Значит, начинается голод. Параша была чуть больше той, что в камере предварительного заключения, с толстым слоем ржавчины, вероятно, служила еще со времен Австро-Венгрии, возведшей эту тюрьму, пристроенную к суду. Испражняться было проблемой. Жидкая еда вызывала запоры, а человек был истощен, и от долгого сидения на корточках у него начинали болеть ноги; когда он вставал (многократно «без успеха»), у него зачастую становилось черно перед глазами.

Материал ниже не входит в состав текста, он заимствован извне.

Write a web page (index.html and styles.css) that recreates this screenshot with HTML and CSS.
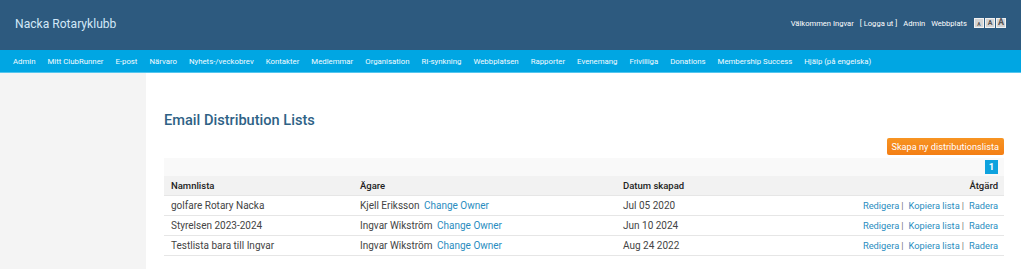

Я постучался и с другой стороны, там ответили, но на контакт выходить не хотели. Приговоренный к смерти, допустим, его звали Бранко Горник, рассказал мне, что в той камере сидят трое «докторов» и что-то переводят для тюремного руководства или для службы безопасности с иностранных языков. У одного — пожизненное, а у двух других по двадцать лет. Ученые люди более пугливы в тюрьмах. Действительно, слышался стук печатной машинки. Горник был служащим высшего звена одного строительного предприятия. Друзья предупредили, что его арестуют, он рванул в Италию и попросил там политического убежища. Наши хотели заполучить его обратно как уголовного преступника, но не вышло. Он дал несколько интервью итальянским газетам, где обрушился на нашу экономическую политику. А потом он нелегально вернулся назад — за женой. Его поймали. Так как он был членом партии, они с особым пристрастием взялись за него. Он обратил мое внимание на то, что если смотреть через окно камеры, которое здесь было не так высоко, в край влево, то там видно амбулаторную комнату.